Nasci em 1972, o que para meus alunos significa que eu convivi com dinossauros. Assim, cresci num país que tinha muitas diferenças em relação àquele em que vivemos hoje, ainda que muitos dos problemas sejam os mesmos daquela época. Uma notável diferença é a forma pela qual lidamos com a questão racial.
Seguimos sendo um país racista. Mas acredite: era pior. Chamar negros de crioulo, macaco, breu, noite, e coisas assim, era totalmente "normal". Todo mundo fazia isso (eu inclusive, devo tristemente confessar). Na TV negros eram motoristas e jogadores de futebol. Ou cachaceiros. Mulheres negras eram empregadas ou mulatas gostosas. Todo mundo achava a coisa mais normal do mundo que espaços de classe média e alta fossem inteiramente ocupados por brancos. Pessoas brancas que namorassem negros eram severamente reprimidas por seu círculo, sobretudo se fossem mulheres (sim, vi casos assim).
Mas, imaginem vocês, todos concordavam que não existia racismo no Brasil. Os apelidos? Brincadeira, imagina, tenho vários amigos negros. Não deixar a filha namorar negro? Veja, não é que eu seja racista, mas tenho o direito de não querer um neto mulato, né? Falar de racismo era coisa de comunista. O Brasil era um país cordial, em que a escravidão tinha sido branda e os negros haviam sido incorporados sem preconceito à sociedade. Sim, infelizmente eram mais pobres que nós. Mas não era racismo. Claro que não. Era um problema social. Infelizmente a escravidão os colocou na base da pirâmide social de um país pobre. Mas quando a pobreza acabar, isso será resolvido.
A partir de fins dos anos 80 isso começou a mudar. Lentamente as cotas deixaram de ser vistas como "coisa de americano, lá eles tiveram racismo, aqui só há um problema social". Timidamente as novelas começaram a mostrar pessoas negras em posições menos subalternas (sim, preferencialmente "mulatas gostosas", mas enfim...). Fernando Henrique Cardoso, autor de importantíssimo (ainda que hoje completamente superado) livro sobre escravidão, trouxe as cotas para o debate. Lula seguiu a toada. Hoje seguimos racistas, mas o avanço em alguns pontos nos últimos 20 anos é inegável.
E nesse período o mundo acadêmico deu sua contribuição. Começando com o grande Carlos Hasenbalg, pesquisadores puderam demonstrar, de forma clara e cristalina, sem espaço para refutação, que negros são discriminados sim.
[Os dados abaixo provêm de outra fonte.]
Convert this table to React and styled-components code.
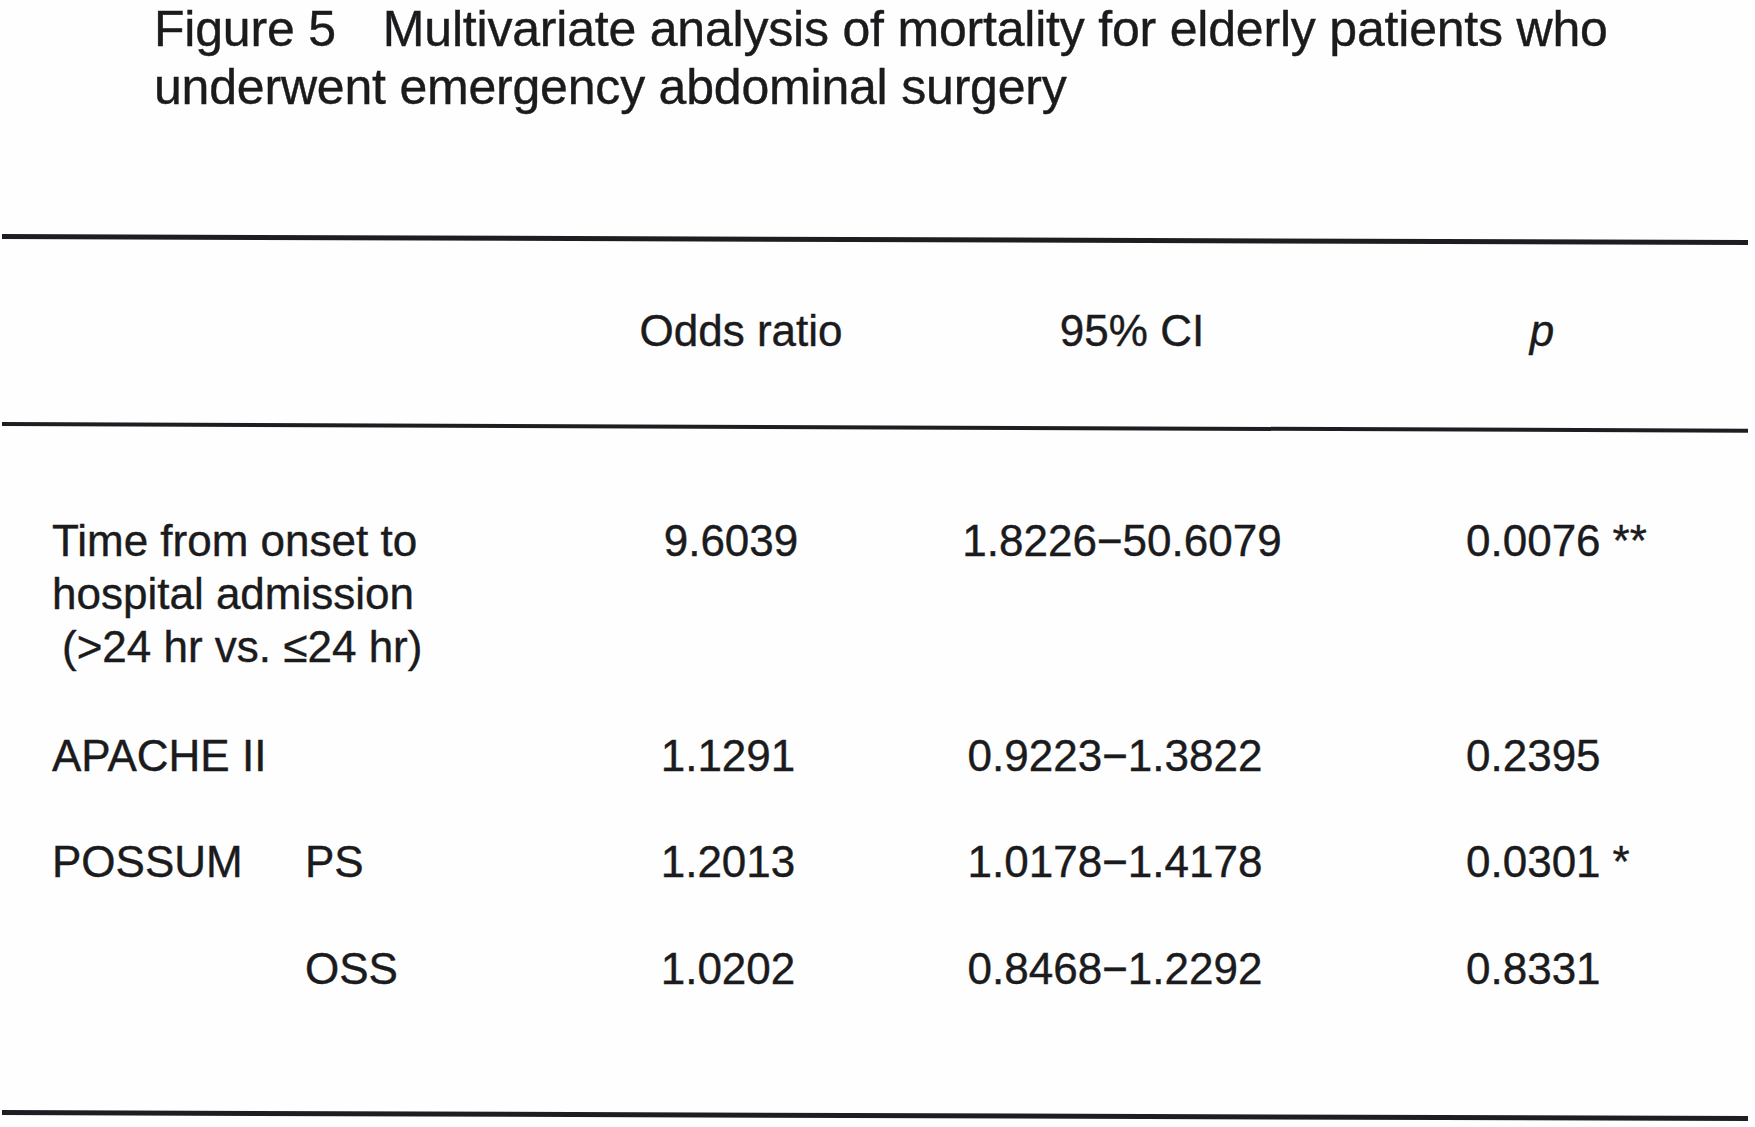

Esses autores jogaram por terra fantasias antigas como "na favela não existe racismo" ou "quando melhorarmos a educação pública os negros se igualarão aos brancos". Esses autores foram brilhantes ao PROVAR que dentro de uma mesma sala de aula de escola pública os alunos negros eram discriminados pelos seus professores e por seus colegas. O DEVASTADOR livro de Rita de Cássia Fazzi, O Drama Racial das Crianças Brasileiras, foi a última pá de cal em cima dos que ainda acham que brancos e negros numa mesma escola competem em condições iguais.
Nesse contexto foram implantadas as cotas. Quem tem mais de 30 anos se lembra: se dizia que o nível da universidade baixaria, com tantos alunos incapazes (isso não é racismo, claro), que os alunos cotistas não conseguiriam acompanhar o ritmo e deixariam a universidade (outro argumento super democrático) e que isso criaria um ódio racial por parte dos alunos brancos. Enfim, se argumentava, imaginem, que as cotas seriam ruins para os negros. Mas elas foram implantadas e nada disso aconteceu. Não vimos linchamentos nas universidades e os alunos cotistas mantém regularmente índices de aprovação e evasão tão bons ou melhores que os alunos "normais".
Mas, por incrível que pareça, ainda tem gente que é contra. Não é um argumento partidário: PT, PSDB e vários outros partidos implantaram as cotas raciais em seus governos. Não é baseado em argumentos técnicos, que inexistem, até onde sei. Até onde posso perceber, é apenas uma incapacidade que muitos têm de reconhecer um dado simples e óbvio: o Brasil é um país racista. Nenhum de nós acha estranho entrar num hospital e só ver médicos brancos. Chegar a um escritório de advocacia e ver um advogado branco. Sabemos que é assim. Sabemos que isso não é fruto da escravidão, que já acabou há mais de 125 anos. Mas ainda tem quem se negue a ver o que explode na sua cara. Paciência. Que fiquem morrendo de raiva ao ver negros desempenhando funções que não estamos acostumados a ver. Quem acredita na democracia só tem o que comemorar. Quem não gosta... que volte ao século XIX.